Au Blue Hall d’Abou Dhabi, la percussionniste Kuniko Kato a offert un récital magistral de marimba, incarnant le dialogue Orient-Occident cher au Festival d’Abou Dhabi, dont l’édition 2025 célèbre l’harmonie entre cultures sous l’égide du Japon.
Abou Dhabi, Blue Hall, The Arts Center, le 14 avril 2025. Sous les voûtes épurées de cette salle située au cœur du campus de NYU Abu Dhabi, la 22e édition du Festival d’Abou Dhabi a offert ce soir-là bien plus qu’un simple concert. L’événement s’est ouvert sur une tonalité résolument culturelle et symbolique, là où la musique devenait un pont entre les civilisations, écho du thème fédérateur «Abou Dhabi – Un monde d’harmonie». Dans un silence recueilli, une complicité discrète unissait le public cosmopolite et l’artiste sur scène, illustrant d’emblée la mission que s’est donnée le festival, celle de célébrer l’universalité de l’art et favoriser le dialogue entre les cultures.
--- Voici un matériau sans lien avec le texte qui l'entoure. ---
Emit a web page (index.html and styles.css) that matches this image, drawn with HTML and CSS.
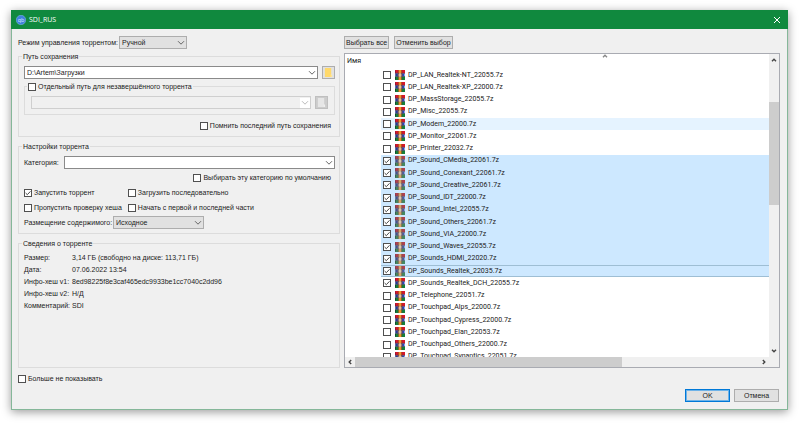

Fondé en 2004 par Huda Ibrahim al-Khamis-Kanoo, le Festival d’Abou Dhabi s’est imposé comme l’un des rendez-vous culturels majeurs du Moyen-Orient, rayonnant bien au-delà des Émirats. Visionnaire, sa fondatrice a toujours œuvré pour rapprocher les peuples par la musique et les arts, convaincue que ceux-ci sont un langage universel porteur de paix. «La 22e édition du Festival d’Abou Dhabi revient sous le thème inspirant ‘Abou Dhabi – Un monde d’harmonie’, unissant les peuples et les cultures par la musique et les arts», souligne Huda al-Khamis-Kanoo, résumant l’esprit de cette manifestation placée cette année sous le signe de la communauté et de l’ouverture.
Cette ambition se traduit par une programmation variée et de haut niveau, qui célèbre autant le patrimoine local que les échanges internationaux. En 2025, le Japon est à l’honneur, commémorant plus d’un demi-siècle d’amitié entre les Émirats arabes unis et l’archipel nippon. Le festival s’est ouvert dès février par un concert inaugural d’exception. Pour la première fois dans le monde arabe, le Nouvel orchestre philharmonique du Japon a illuminé la scène émirienne sous la direction du maestro Yutaka Sado.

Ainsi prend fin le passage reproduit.